◆ **Problem requirements**
Across the entries below, how many lines contain the word "TypeScript"? Give the number alone.

Web page code records
################

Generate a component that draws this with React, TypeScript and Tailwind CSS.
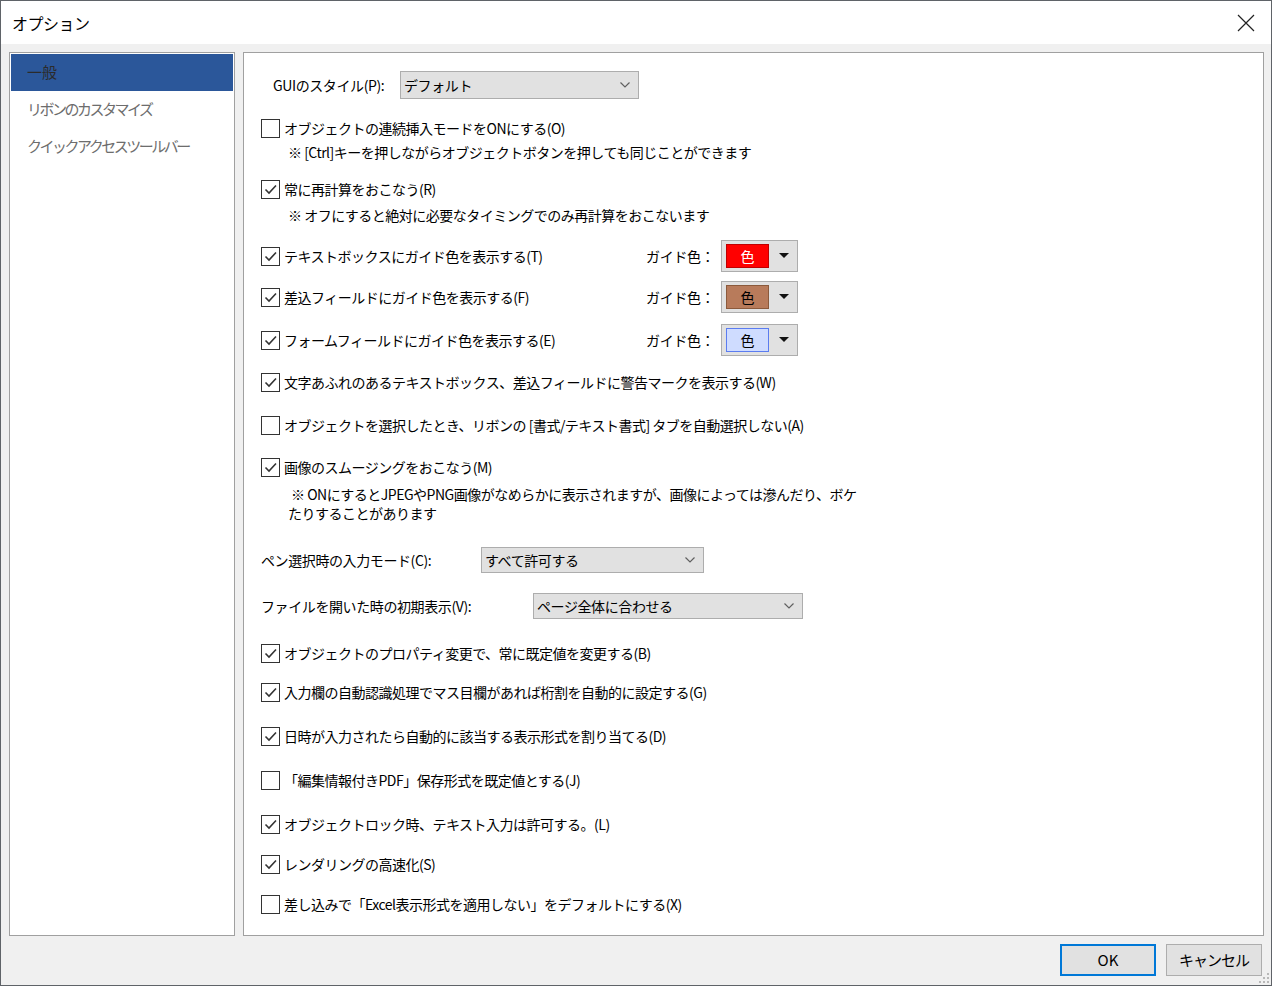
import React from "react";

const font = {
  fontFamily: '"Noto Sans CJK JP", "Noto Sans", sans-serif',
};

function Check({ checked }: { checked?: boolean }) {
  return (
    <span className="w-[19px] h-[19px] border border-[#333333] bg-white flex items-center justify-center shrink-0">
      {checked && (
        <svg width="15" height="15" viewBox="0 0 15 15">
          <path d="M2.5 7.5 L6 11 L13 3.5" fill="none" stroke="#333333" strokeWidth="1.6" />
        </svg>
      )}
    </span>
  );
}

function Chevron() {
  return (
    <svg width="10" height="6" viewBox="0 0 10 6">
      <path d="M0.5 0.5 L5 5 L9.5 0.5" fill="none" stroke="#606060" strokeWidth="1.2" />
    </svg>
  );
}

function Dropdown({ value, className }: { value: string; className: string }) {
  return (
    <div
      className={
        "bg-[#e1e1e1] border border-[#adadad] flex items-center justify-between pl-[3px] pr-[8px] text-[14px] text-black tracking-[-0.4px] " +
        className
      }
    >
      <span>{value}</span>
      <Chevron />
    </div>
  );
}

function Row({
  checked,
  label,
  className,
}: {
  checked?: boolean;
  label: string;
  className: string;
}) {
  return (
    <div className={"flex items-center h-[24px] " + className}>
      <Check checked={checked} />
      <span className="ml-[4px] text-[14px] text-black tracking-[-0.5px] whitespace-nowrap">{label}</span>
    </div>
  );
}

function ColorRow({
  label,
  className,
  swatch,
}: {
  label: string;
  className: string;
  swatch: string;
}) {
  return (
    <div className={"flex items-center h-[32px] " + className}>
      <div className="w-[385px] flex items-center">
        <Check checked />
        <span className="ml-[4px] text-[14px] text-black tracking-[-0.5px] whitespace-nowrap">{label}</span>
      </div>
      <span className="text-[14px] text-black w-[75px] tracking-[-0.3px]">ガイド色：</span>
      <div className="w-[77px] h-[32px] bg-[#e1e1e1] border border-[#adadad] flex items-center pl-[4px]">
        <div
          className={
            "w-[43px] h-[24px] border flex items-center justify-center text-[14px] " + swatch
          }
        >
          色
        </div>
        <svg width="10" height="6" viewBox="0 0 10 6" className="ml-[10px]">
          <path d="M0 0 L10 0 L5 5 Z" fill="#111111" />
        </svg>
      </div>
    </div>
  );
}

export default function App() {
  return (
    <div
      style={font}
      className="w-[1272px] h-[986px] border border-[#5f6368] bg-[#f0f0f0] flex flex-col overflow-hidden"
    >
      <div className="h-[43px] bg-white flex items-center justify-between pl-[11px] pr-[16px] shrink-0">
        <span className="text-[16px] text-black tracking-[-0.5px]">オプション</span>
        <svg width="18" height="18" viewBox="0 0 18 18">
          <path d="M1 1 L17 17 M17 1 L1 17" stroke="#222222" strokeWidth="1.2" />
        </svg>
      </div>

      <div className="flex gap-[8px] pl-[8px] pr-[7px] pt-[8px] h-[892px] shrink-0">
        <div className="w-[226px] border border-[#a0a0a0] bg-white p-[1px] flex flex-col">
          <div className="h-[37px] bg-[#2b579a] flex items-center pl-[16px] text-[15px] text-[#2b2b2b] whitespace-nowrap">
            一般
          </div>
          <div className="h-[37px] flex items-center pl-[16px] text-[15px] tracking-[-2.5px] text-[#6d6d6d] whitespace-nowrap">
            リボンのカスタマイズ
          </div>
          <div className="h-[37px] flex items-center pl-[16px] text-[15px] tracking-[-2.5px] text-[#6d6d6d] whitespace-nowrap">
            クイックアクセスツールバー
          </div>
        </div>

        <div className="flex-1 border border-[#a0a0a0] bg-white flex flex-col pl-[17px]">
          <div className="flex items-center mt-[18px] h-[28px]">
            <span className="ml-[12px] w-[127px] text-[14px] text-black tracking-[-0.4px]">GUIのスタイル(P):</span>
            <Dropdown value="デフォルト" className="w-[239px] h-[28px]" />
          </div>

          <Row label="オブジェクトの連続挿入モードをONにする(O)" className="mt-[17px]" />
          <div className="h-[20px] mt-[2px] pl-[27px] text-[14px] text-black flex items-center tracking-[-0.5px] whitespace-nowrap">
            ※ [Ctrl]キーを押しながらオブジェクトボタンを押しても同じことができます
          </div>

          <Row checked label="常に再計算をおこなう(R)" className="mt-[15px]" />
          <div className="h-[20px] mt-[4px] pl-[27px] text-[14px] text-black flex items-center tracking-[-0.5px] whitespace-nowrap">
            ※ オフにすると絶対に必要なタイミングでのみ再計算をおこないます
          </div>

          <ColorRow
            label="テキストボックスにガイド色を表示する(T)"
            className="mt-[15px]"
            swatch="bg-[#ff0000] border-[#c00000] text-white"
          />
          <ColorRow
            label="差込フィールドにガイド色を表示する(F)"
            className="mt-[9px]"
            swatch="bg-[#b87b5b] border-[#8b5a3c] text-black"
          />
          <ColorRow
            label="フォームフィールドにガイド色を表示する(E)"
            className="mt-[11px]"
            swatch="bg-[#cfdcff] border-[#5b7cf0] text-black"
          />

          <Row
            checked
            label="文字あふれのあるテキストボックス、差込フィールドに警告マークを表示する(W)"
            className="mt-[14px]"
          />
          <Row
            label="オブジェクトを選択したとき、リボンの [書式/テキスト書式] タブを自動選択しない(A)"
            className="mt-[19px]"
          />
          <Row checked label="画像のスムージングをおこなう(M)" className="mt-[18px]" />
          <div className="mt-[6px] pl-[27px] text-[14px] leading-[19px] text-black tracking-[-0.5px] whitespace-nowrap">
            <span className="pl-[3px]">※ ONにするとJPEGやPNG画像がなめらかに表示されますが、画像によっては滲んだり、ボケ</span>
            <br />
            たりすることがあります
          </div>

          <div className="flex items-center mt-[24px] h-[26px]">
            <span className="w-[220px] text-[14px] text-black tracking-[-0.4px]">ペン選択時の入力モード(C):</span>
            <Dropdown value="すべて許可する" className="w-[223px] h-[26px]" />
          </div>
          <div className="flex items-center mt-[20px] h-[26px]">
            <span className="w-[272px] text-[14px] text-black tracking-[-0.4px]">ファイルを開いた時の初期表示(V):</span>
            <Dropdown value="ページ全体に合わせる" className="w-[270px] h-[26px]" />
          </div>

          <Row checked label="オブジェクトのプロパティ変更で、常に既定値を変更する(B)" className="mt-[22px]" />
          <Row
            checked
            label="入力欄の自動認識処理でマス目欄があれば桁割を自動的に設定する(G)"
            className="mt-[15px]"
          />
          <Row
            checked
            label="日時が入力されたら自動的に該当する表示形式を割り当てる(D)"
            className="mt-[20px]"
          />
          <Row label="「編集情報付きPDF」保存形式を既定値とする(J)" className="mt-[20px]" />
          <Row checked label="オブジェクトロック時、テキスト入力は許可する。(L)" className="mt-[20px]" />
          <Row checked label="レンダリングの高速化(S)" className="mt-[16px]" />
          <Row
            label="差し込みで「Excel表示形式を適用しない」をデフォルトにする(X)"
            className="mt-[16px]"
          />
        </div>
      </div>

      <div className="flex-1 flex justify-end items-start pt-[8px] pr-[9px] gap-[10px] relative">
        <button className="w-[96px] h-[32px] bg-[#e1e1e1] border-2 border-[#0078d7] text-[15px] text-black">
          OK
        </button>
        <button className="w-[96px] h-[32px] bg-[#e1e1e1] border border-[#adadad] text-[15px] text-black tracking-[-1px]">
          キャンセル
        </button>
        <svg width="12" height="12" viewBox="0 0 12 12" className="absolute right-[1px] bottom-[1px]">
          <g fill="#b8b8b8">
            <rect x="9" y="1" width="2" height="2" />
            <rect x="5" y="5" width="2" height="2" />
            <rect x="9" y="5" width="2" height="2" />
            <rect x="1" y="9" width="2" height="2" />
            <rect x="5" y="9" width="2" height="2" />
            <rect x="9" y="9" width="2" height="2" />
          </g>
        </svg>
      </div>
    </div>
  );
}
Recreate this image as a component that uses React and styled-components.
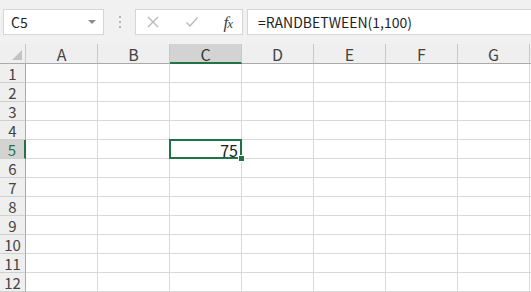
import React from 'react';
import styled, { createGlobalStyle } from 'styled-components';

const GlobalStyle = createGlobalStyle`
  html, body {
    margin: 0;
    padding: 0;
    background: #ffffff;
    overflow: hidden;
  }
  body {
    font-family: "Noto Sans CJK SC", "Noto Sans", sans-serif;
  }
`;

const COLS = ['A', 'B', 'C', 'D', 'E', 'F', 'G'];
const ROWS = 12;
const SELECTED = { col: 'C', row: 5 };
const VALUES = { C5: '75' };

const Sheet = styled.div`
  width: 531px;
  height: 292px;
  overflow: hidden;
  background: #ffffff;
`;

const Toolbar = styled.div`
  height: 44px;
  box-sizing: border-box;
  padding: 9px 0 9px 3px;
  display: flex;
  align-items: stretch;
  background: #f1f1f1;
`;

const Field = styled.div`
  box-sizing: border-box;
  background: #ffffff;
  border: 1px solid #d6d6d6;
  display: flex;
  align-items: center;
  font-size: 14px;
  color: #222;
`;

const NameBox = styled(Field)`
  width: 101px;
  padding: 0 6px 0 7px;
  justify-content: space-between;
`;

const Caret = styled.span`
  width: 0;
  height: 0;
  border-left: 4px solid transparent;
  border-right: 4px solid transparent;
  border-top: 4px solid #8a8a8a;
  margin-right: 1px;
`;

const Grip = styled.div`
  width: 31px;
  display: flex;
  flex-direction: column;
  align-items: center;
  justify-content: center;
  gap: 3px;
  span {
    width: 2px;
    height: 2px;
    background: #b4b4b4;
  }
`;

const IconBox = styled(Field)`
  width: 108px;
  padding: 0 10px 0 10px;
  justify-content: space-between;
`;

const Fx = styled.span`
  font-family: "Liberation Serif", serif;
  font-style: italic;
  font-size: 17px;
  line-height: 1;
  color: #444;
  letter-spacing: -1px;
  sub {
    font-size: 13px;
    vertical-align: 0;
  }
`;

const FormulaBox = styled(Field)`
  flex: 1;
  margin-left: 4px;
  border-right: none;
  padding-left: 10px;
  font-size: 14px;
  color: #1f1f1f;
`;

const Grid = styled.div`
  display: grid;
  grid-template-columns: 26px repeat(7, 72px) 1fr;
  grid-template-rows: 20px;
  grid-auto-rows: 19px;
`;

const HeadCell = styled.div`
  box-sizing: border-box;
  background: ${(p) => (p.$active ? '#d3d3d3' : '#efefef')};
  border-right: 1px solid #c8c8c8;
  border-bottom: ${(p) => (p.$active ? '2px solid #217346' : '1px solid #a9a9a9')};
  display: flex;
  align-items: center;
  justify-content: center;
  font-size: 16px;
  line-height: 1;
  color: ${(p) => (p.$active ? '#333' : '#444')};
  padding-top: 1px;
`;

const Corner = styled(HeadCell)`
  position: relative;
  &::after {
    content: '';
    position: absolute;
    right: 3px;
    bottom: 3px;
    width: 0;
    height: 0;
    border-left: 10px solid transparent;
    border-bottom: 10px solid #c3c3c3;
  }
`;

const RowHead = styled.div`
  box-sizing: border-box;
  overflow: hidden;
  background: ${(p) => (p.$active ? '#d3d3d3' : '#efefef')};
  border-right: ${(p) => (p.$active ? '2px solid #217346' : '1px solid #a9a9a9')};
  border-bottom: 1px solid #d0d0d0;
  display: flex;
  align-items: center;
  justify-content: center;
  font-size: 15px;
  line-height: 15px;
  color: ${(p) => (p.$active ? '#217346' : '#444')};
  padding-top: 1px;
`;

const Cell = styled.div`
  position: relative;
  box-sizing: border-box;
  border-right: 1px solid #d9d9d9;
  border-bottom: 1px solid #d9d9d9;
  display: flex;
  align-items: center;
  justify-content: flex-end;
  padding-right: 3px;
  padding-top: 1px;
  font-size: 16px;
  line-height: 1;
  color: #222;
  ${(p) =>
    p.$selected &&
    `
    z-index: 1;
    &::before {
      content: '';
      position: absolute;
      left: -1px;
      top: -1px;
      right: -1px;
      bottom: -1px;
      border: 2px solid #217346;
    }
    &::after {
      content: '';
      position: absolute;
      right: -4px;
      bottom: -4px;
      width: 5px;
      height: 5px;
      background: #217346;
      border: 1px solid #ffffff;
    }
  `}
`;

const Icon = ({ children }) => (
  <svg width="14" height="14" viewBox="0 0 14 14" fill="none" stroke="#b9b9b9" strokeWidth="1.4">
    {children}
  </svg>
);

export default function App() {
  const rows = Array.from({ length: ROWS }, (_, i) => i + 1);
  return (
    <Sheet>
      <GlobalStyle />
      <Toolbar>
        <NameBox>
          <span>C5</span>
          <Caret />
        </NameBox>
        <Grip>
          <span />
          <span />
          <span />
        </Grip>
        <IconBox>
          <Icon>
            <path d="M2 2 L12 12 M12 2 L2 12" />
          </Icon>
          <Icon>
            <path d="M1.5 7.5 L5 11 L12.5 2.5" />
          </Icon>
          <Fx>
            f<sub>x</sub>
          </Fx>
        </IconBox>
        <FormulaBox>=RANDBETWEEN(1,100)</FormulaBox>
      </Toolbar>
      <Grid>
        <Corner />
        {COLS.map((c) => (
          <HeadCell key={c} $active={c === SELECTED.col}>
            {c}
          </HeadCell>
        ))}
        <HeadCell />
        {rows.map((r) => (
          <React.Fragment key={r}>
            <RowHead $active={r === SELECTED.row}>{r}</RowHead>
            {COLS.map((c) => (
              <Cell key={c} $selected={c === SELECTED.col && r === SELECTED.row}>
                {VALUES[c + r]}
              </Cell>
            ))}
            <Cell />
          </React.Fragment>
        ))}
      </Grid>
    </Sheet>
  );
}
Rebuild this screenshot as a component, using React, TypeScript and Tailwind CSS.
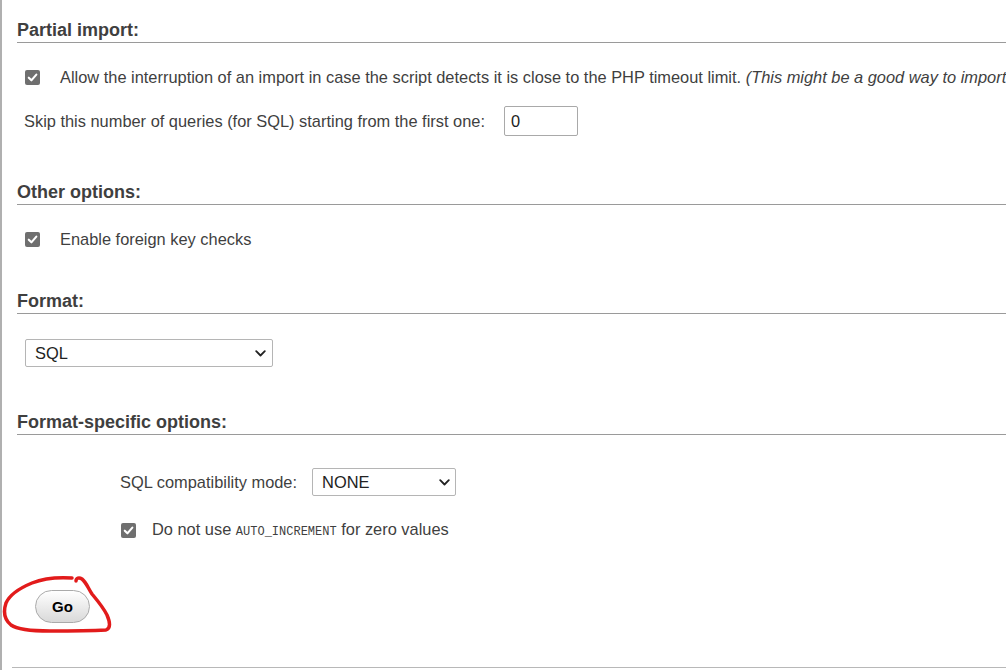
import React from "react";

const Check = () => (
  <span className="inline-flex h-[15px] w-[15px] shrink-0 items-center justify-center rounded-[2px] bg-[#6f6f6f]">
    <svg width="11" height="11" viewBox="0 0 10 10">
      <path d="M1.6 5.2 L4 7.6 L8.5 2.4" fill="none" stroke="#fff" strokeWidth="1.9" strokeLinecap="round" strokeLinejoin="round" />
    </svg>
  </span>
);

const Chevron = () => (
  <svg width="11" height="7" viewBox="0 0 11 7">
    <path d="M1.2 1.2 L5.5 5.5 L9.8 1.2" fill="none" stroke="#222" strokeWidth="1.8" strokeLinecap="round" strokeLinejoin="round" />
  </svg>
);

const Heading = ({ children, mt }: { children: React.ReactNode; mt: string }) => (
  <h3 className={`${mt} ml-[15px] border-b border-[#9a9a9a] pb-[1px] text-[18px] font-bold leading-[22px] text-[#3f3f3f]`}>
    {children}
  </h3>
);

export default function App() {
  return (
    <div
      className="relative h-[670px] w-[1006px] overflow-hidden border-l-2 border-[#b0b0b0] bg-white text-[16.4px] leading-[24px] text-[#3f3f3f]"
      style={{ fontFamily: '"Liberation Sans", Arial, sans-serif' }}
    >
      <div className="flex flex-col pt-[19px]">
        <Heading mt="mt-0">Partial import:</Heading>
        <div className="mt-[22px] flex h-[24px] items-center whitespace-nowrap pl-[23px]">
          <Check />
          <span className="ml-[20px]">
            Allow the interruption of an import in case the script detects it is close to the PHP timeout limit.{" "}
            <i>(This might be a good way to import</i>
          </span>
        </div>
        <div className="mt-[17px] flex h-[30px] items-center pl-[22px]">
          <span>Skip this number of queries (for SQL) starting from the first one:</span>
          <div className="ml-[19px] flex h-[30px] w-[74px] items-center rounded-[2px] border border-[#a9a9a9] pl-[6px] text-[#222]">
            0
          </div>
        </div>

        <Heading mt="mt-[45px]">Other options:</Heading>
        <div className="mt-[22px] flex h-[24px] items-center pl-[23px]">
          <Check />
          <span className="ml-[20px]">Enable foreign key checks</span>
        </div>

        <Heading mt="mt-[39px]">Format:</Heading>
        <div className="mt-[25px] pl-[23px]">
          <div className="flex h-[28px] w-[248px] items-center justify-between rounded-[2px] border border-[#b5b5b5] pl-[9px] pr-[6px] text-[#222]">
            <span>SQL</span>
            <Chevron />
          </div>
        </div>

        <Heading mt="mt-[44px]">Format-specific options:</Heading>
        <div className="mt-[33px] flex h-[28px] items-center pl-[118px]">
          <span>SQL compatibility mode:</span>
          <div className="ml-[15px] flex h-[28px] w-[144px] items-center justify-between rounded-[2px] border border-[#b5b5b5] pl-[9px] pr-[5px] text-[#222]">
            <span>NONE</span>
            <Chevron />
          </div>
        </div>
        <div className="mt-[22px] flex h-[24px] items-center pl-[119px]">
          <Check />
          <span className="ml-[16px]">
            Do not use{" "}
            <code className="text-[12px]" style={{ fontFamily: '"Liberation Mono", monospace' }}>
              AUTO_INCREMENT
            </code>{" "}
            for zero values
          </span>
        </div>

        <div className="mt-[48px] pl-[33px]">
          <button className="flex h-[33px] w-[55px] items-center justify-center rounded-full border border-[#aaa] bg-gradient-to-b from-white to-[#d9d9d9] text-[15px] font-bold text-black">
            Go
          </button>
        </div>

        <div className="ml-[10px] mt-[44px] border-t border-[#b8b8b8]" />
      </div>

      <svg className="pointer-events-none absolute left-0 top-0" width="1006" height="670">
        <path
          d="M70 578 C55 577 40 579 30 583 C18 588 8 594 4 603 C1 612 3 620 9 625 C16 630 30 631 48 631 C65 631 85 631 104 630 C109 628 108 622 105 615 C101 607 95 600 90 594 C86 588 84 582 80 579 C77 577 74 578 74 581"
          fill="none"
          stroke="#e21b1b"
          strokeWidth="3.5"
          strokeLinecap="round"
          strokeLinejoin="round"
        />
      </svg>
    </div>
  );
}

################

◆ **Full answer**
2